Man, things have been crazy at my house. We got back from London, and went straight to Illinois to see family and show them the pictures. We had a blast and enjoyed the time spent with our church family. Hopefully soon I can take the time to go through our daily "doins" of when we were in England. Don't have that much time right now though. I would like to post pictures too, but Phil has to help me with that. We'll just leave it at, God did a great thing for us, and worked in our hearts while we were there. We got so close to the church there, that we both cried when we had to leave. There are so many people there who don't know God... Please pray for the missionaries that are there, and for the people to listen and have tender hearts.

So, on a lighter note... life has been good. I dont really know where to start... Deann and her girls came down and spent a week with us. We were able to spend lots of time with them, which was great because Phil and I both needed it. Hopie was my flowergirl and just has a really special spot in Emmy's heart. Not that Deann and Morgan don't.... but ya know. They stayed two nights in a hotel and we went and had a pool party! It was so fun, we had pizza and soda, then swam and swam... It was so much fun! We went to the Dixie Stampede on Thursday night then they had to leave on Friday... So much fun though.

Okay, I have to seriously go to work, but I'll post later today or this week. Love to you all!

Monday, June 13, 2005

Status: London, England - Piccadilly Circus

Hey all! Yup, yup... I'm in England! Sorry that I haven't been able to write while we have been here, but internet was the last thing on my mind while being here! We were in Corby, England (Northants) for two weeks then today we came by train to London. What would have been a three hour car drive (possibly longer) just to get us to the outside of London, took us one hour by train and to our hotel on Russel Square. We have went all over today looking at the sights... my feet are killing me! :) We have went to....oops guess you will have to wait till I get back to hear about our trip! Phil says it's time to go! :) Love and Prayers to all.... Please pray for us we are here till Wednesday then we drive to Illinois on Thursday!

Friday, May 27, 2005

Ramblings

So, yeah.... the past couple days have been absolutely crazy! My living room floor is covered in clothes, suitcases, and tons of odd and end stuff. Only an hour and a half left and I will be off of work for three weeks! Kind of a scary thought, but oh well.

I am so excited about this trip, God has worked so much in Phil and I's lives this will be a huge part to add to our stockpile of God's blessings. I'm taking my songbooks so that maybe I can play the piano some over there... I never get to play anymore which makes me sad. I'm praying that someday we will be able to get a full size keyboard so I can take it places with me. I'm also taking two of our family cd's. Then we can say we have cd's in London too!

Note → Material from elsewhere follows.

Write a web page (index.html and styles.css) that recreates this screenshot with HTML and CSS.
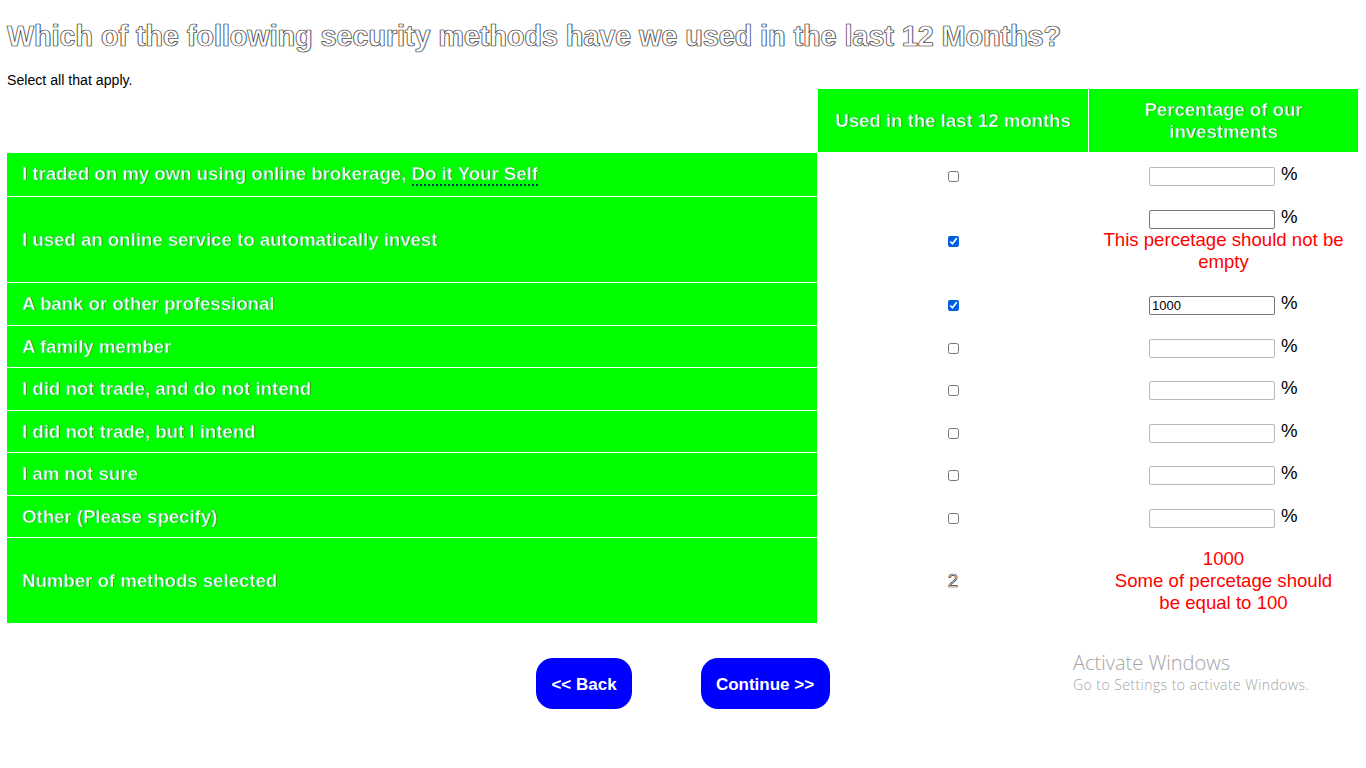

Ah! I'm doing hair for a wedding tomorrow too! I will be there from 11 in the morning to 6 in the evening! Doesn't help much for my packing schedule but, they are paying me, and I love to do hair so it will be fun anyway. I did the Bride's hair two weeks ago, and she loved it. It turned out awesome! I was so happy! :)

Don't really know why I felt like rambling a whole bunch of stuff... I'm hoping to get to blog while we are in England. It would be cool to type a daily journal in here to remember little details too.

Well, I will post in here later... please pray for us, and pray I won't get sick on the flight.

Love and Prayers from me, Emily "The Redhead"

Thursday, May 19, 2005

Our trip!

So, I choose this post to talk about our trip to London, England. We are leaving on May 30th from Atlanta, Georgia. We will get to Heathrow airport at 7:30 on the morning of the 31st. Bro Pavvit is suppose to have someone there to pick us up and take us to his home in Corbey. We will spend two weeks with him and another missionary starting a church in a near-by town. They have a goal this summer to start two churches, and to be preaching on street corners in London, every saturday. We are so very excited about this but most of all to get an idea of how it will be when we get there to do the same things for our ministry. I am so excited to see the culture and just how they do things there. I know God will also give me a stronger burden for these people because that is what I am praying mostly for.

When we finish our two weeks with the missionaries, we are staying two days in London by ourselves. Phil has been there before and knows how to go places and the really neat things to see. I can't wait to see Big Ben, Zebra Lane and things like that. There are a ton of places we want to go but I can't think of any of the names!!!! aurgh! Then we will fly back into Atlanta and go straight home until the 21st of June.

How exciting is this?????? lol If you could see me now, I've got goosebumps from talking about it! God is so good, and has done so much for us... All the praise and honor goes to him for what He has done, and what He's going to do in and through us while on this trip.

Any questions, suggestions of things to see, or things to be aware of? Let me kn0w! ~ The Redhead.

Friday, May 06, 2005

Hey, Hey, Hey!!!!!!

So, yeah... I'm here. I am the official Mrs. Emily Christine Rae Rowell Hulett. Noone has a name like me :) Life for me is hectic right now. I work from 8-5 at Tennessee Farmers Mutual Insurance Company. I am a CSR... basically I do all the dirty work with the customers and keep them happy with thier agents. My husband, Phil, works for McAlisters Deli. If you haven't eaten there, you have to. It's so good. They have 2 pound baked potatoes, with tons of stuff on them. Anyways, he works from 5-11:30 every week night except Wednesday. Needless to say, weekends are a treasure in our home. Well, work calls... I'll blog more important things later.


OH! I can't believe I almost forgot!!!!! I'm going to England in 24 days!! (with my husband of course...) I'll also tell you more about that when I get more serious. This is also a way for me to keep my big bro updated on his lil sis. :0) Love ya dude.

Okay, so ttyl.... The Redhead (At Temple Baptist Church, I'm known as "The Redhead" Even by Mrs. Sexton, the pastors wife.)